▶ _Stated goal_
Please retype the data in full and exactly; the pictures are not part of the copy.
── Data shown
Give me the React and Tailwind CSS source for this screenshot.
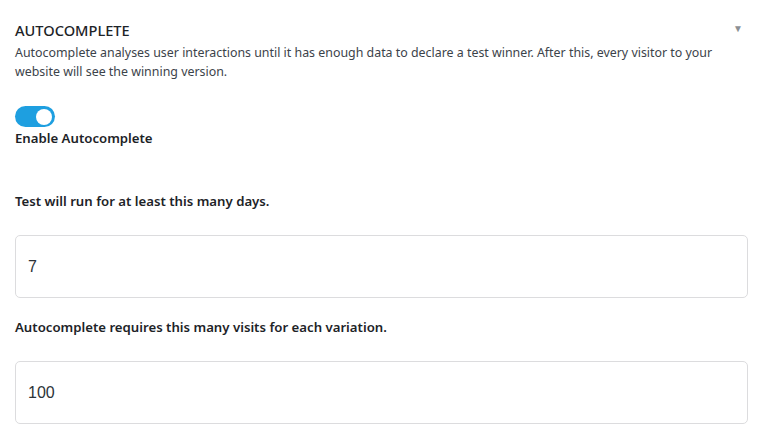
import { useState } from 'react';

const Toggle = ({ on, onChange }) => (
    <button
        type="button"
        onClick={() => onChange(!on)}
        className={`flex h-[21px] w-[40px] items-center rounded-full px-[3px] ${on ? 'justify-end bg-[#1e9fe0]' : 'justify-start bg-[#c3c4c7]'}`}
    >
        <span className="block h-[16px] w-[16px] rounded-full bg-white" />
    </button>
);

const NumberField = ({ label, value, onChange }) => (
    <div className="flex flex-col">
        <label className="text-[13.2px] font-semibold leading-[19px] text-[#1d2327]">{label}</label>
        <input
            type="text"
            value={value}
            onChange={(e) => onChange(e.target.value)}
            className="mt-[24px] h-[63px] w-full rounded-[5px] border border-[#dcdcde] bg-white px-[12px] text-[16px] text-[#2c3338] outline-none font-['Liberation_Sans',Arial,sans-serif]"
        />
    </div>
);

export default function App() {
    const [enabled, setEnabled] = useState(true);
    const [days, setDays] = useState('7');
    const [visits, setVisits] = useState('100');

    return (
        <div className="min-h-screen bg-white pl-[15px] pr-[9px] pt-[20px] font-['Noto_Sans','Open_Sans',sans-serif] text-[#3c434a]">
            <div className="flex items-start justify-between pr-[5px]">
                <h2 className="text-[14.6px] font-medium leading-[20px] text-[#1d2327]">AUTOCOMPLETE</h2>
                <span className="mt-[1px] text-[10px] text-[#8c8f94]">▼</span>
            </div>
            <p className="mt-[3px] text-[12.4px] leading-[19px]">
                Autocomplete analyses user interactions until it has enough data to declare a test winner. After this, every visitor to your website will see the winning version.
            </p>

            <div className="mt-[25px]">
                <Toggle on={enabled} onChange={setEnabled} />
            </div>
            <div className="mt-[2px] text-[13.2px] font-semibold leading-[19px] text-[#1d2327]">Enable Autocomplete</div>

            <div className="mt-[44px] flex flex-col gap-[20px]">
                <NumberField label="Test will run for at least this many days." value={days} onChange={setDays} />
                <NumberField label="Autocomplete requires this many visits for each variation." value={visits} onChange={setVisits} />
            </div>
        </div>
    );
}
────
▶ _Result for this exercise_
Give me the React and Tailwind CSS source for this screenshot.
import { useState } from 'react';

const Toggle = ({ on, onChange }) => (
    <button
        type="button"
        onClick={() => onChange(!on)}
        className={`flex h-[21px] w-[40px] items-center rounded-full px-[3px] ${on ? 'justify-end bg-[#1e9fe0]' : 'justify-start bg-[#c3c4c7]'}`}
    >
        <span className="block h-[16px] w-[16px] rounded-full bg-white" />
    </button>
);

const NumberField = ({ label, value, onChange }) => (
    <div className="flex flex-col">
        <label className="text-[13.2px] font-semibold leading-[19px] text-[#1d2327]">{label}</label>
        <input
            type="text"
            value={value}
            onChange={(e) => onChange(e.target.value)}
            className="mt-[24px] h-[63px] w-full rounded-[5px] border border-[#dcdcde] bg-white px-[12px] text-[16px] text-[#2c3338] outline-none font-['Liberation_Sans',Arial,sans-serif]"
        />
    </div>
);

export default function App() {
    const [enabled, setEnabled] = useState(true);
    const [days, setDays] = useState('7');
    const [visits, setVisits] = useState('100');

    return (
        <div className="min-h-screen bg-white pl-[15px] pr-[9px] pt-[20px] font-['Noto_Sans','Open_Sans',sans-serif] text-[#3c434a]">
            <div className="flex items-start justify-between pr-[5px]">
                <h2 className="text-[14.6px] font-medium leading-[20px] text-[#1d2327]">AUTOCOMPLETE</h2>
                <span className="mt-[1px] text-[10px] text-[#8c8f94]">▼</span>
            </div>
            <p className="mt-[3px] text-[12.4px] leading-[19px]">
                Autocomplete analyses user interactions until it has enough data to declare a test winner. After this, every visitor to your website will see the winning version.
            </p>

            <div className="mt-[25px]">
                <Toggle on={enabled} onChange={setEnabled} />
            </div>
            <div className="mt-[2px] text-[13.2px] font-semibold leading-[19px] text-[#1d2327]">Enable Autocomplete</div>

            <div className="mt-[44px] flex flex-col gap-[20px]">
                <NumberField label="Test will run for at least this many days." value={days} onChange={setDays} />
                <NumberField label="Autocomplete requires this many visits for each variation." value={visits} onChange={setVisits} />
            </div>
        </div>
    );
}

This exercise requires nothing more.